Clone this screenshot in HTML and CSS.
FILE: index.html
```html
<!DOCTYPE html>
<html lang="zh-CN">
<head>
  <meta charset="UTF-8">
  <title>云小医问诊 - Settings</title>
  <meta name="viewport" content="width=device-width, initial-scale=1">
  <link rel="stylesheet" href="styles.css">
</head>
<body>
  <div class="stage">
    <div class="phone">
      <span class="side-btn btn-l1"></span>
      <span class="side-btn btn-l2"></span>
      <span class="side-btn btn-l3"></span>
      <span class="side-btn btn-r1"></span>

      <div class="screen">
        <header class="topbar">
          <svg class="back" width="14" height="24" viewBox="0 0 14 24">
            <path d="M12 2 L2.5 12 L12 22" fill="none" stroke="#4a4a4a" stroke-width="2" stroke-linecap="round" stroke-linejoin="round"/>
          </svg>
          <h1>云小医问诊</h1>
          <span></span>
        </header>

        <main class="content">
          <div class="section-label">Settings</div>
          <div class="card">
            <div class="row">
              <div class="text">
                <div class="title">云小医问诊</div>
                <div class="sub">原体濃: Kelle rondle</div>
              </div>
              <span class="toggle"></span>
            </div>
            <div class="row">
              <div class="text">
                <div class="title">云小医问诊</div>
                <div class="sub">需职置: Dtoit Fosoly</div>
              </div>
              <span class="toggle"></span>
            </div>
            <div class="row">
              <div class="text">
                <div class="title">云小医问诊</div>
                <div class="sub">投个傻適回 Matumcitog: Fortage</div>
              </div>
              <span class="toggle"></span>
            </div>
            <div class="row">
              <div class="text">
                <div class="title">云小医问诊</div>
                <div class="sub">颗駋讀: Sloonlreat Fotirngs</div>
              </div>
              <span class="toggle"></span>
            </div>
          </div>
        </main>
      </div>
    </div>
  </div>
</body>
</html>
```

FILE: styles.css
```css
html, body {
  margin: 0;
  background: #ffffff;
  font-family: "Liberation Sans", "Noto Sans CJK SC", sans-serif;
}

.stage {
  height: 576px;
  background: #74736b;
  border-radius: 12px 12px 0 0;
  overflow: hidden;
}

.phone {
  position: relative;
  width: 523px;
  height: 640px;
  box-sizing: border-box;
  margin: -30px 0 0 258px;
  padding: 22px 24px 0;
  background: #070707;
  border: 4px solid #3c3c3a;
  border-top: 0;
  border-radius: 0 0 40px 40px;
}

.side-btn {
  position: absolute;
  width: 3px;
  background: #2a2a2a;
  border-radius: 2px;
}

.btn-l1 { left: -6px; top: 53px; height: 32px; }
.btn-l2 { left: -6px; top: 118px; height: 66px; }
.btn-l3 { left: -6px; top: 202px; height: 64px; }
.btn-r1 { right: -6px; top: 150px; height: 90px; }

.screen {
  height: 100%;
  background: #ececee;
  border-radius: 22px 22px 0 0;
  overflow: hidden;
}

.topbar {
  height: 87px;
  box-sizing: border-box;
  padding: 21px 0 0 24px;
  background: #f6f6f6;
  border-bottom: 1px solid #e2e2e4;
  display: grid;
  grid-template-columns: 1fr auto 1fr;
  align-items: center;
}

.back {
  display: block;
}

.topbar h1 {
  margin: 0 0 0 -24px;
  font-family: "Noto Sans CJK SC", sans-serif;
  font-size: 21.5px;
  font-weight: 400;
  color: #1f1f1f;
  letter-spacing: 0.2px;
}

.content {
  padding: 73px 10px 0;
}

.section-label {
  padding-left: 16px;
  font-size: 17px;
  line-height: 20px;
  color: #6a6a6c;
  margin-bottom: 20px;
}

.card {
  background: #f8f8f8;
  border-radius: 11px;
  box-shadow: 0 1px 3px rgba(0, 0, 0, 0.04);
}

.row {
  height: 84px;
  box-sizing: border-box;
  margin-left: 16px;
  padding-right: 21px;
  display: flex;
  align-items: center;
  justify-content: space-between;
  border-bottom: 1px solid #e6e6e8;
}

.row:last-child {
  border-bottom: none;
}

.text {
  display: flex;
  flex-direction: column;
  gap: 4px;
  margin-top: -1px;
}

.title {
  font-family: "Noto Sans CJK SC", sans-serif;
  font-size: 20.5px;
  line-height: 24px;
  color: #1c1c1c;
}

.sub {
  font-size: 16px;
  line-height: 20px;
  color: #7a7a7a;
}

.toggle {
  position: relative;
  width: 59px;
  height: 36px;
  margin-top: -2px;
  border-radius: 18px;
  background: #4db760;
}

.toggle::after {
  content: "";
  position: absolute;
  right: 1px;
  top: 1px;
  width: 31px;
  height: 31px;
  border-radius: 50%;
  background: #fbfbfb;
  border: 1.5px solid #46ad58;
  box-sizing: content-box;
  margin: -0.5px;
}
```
--
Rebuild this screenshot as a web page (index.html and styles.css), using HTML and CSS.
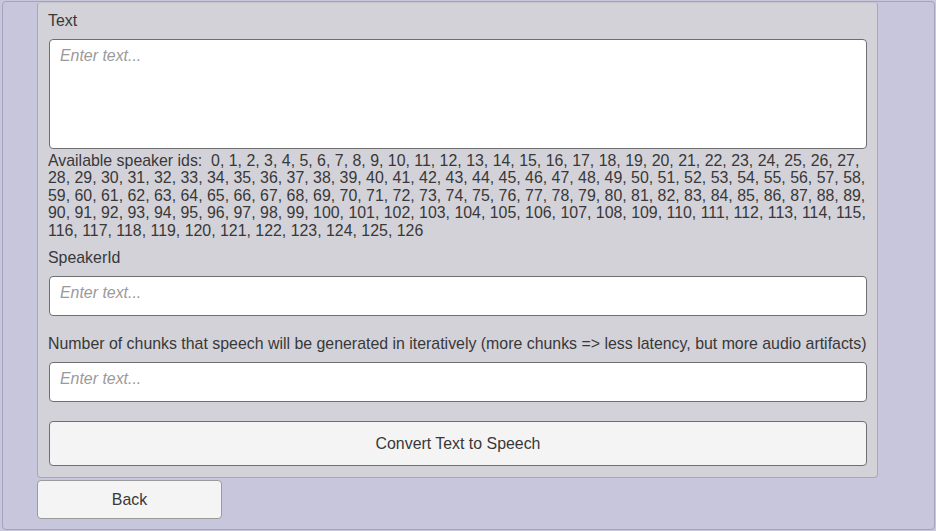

_Goal:_ Search the entries for the word "screenshot", then gather every line that has it.

_Response to this exercise:_
Clone this screenshot in HTML and CSS.
Rebuild this screenshot as a web page (index.html and styles.css), using HTML and CSS.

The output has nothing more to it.